A falta de espaços adaptados criou uma situação paradoxal. Há equipamentos armazenados em depósitos, à espera de instalação. Há livros ainda empacotados na biblioteca, sem lugar para todo o acervo.
O aluno Felipe Ramos Lima, de 21 anos, que cursa Engenharia Renováveis e Ambiente, tem de usar sua bicicleta para percorrer os quatro quilômetros entre o prédio conhecido como "sede" e o da Uergs. Ele tem dez minutos entre o fim de uma aula e o início de outra. "Nesses casos a estratégia dos colegas é pedir para sair um pouco antes a um professor e para chegar um pouco depois a outro", relata Felipe. Seu colega William de Moraes, de 19 anos, chegou a fazer o trajeto duas vezes ao dia, a pé, no semestre passado.
O que mais preocupa os dois, no entanto, é a falta de laboratórios. "Como o engenheiro vai se formar se nunca entrar num laboratório?", questiona. Mesmo se dizendo um pouco frustrado, Felipe afirma que só a criação da Unipampa lhe abriu a possibilidade de frequentar um curso superior. "Antes eu não tinha essa previsão", recorda.

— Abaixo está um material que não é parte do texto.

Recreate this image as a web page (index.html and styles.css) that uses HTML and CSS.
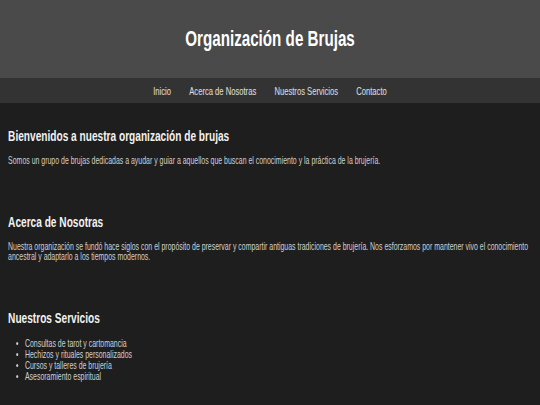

Além de Bagé, a Unipampa tem campus em outras nove cidades. Para a reitora Maria Beatriz Luce, os desafios decorrem da ampla região geográfica em que a instituição está distribuída. "As cidades ficam entre 1 e 8 horas de distância", explica. Segundo ela, o desenvolvimento econômico da região era estagnado e a intenção da universidade é ajudar a melhorar o desempenho.